# Speaking of Demarks, demarcs, demarques...



## LARMGUY (Aug 22, 2010)

Just exactly how many different demarks have you telcom guys seen? 
In 15 years I think I've seen around 100 different ones. Some look the same on the outside but sometimes it takes me about 20 minutes just to figure out how the damn thing works. 

I had one yesterday that was an AT&T Uverse. OK, the phone line comes in as fiber then out to the DSL modem via 2 wire 18 gauge twisted pair. Well, when I put the alarm in the loop, it killed the TV and the high speed internet. I inserted a DSL filter and bammo, all was well except no dialtone. I checked everything I could find. No dialtone. I asked the home owner who called AT&T. They told her they had a problem getting her a phone line for the alarm. Since she had no phone, she didn't know it didn't work.
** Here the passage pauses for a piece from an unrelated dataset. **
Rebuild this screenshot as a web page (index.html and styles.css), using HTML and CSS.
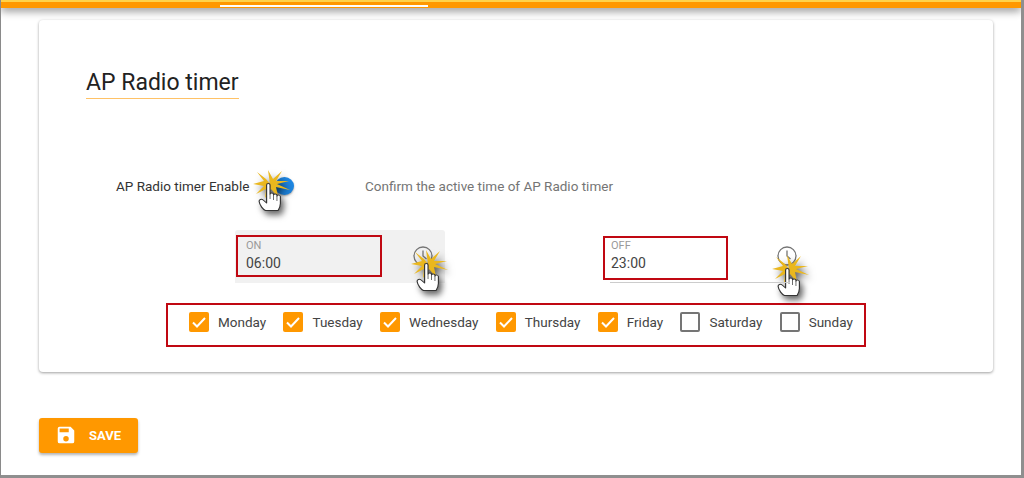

This is upside down from the one I encountered.





Then it had the terminals like on the right switched to the ieft side.

I guess the point is, HOW THE HELL MANY DEMARC BOXES ARE THEIR?

It's like ho hum, another demark and them open it up and WTF is this?


----------



## sarness (Sep 14, 2010)

I haven't run into one of those yet, but did run into on that had a dedicated DSL splitter and connection, as well as one for the pots.


----------



## Ty Wrapp (Aug 24, 2011)

During my career I've seen probably 10 or 12 different demarks. Usually a new type of demarc will show up with no advanced notice or instructions on how it works. When you see 6 to 8 demarcs a day, the learning curve is pretty quick. The bad part is stocking your truck with all the different parts for the different demarcs.

The fiber Uverse demark you describe does not sound like one I am familiar with. The ones I've seen are all self contained, with ports for line 1, line 2, DSL, TV and (iirc) alarm. The 18 gauge wire runs to a transformer to power the demarc.


----------



## jeffmoss26 (Dec 8, 2011)

Some homes around here have these intelligent NIDs:









Most common are the ones in your second pic. Never seen the ones like your first pic.
Old Ohio Bell/Ameritech territory here.


----------



## LARMGUY (Aug 22, 2010)

I'll be going back to hook em up. I'll take pics for ya.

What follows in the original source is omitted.